4. A pulse-width-modulation (PWM) controller applied to a boost DC-to-DC (DC/DC) converter with a protection mechanism for a diode in an open-circuit condition, the boost DC/DC converter including the PWM controller, an inductor, a power switch, and a first diode, and the PWM controller comprising:

a PWM signal generator, for generating a PWM signal to control a switching of the power switch;

a detection and protection circuit, for detecting whether the first diode is in the open-circuit condition, comprising: a second electronic switch, electronically connected to an anode terminal of the first diode and the inductor; a resistor having two ends, one end being electronically connected to a ground level and the other end being electronically connected to the second electronic switch; and a comparator having two input terminals, one input terminal being electronically connected to the second electronic switch and the resistor, and the other input terminal being electronically connected to a reference voltage; and

a logic gate, for receiving an output signal of the detection and protection circuit and the PWM signal, wherein the PWM signal is not transmitted to the power switch due to the output signal of the detection and protection circuit when the first diode is in the open-circuit condition.

5. The PWM controller of claim 4, wherein a breakdown voltage of the second electronic switch is lower than a breakdown voltage of the power switch.

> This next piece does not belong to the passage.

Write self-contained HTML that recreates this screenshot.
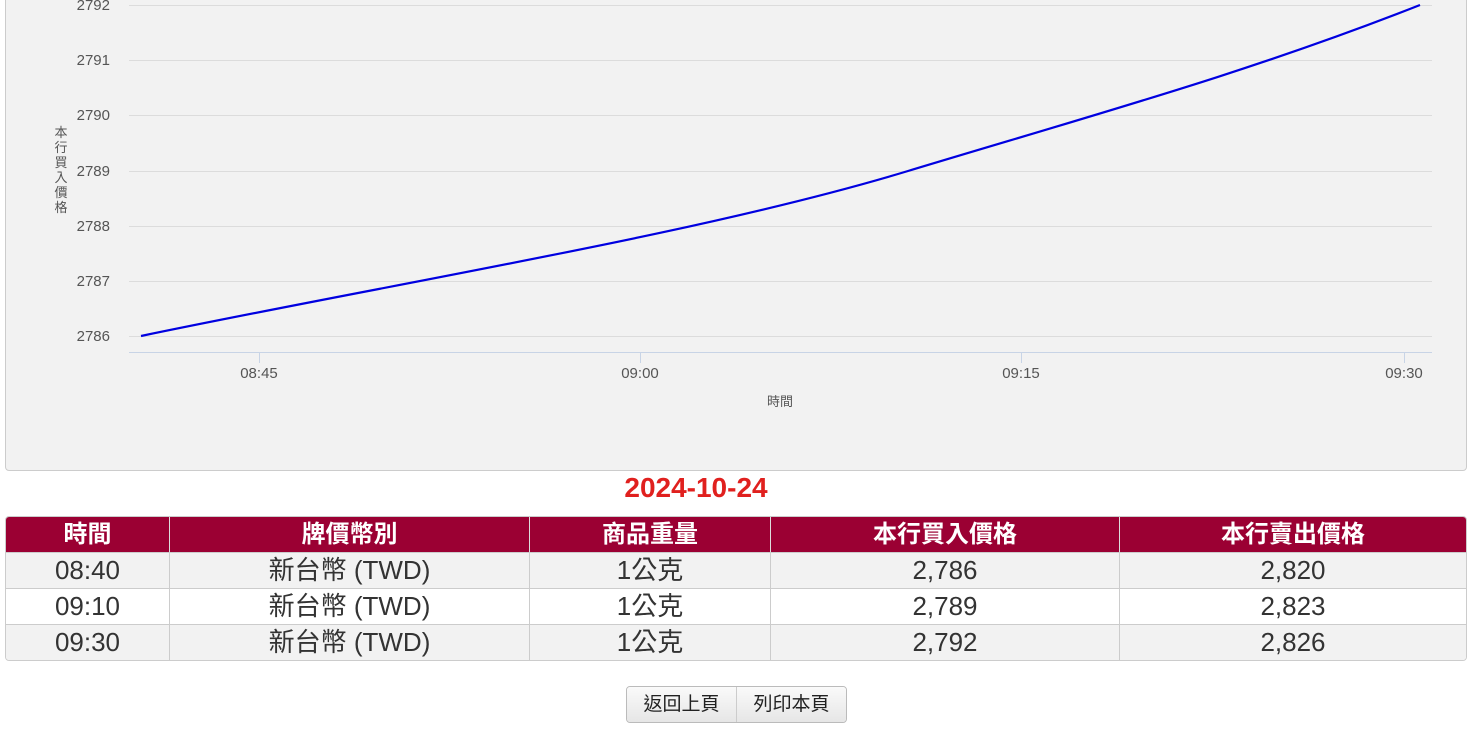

6. The PWM controller of claim 4, wherein the boost DC/DC converter further comprises:

a flip-flop having a set input terminal and a reset input terminal, the reset input terminal being electronically connected to an output terminal of the comparator; and

a power on reset circuit having an output terminal electronically connected to the set input terminal of the flip-flop, where an output terminal of the flip-flop is electronically connected to an input terminal of the logic gate.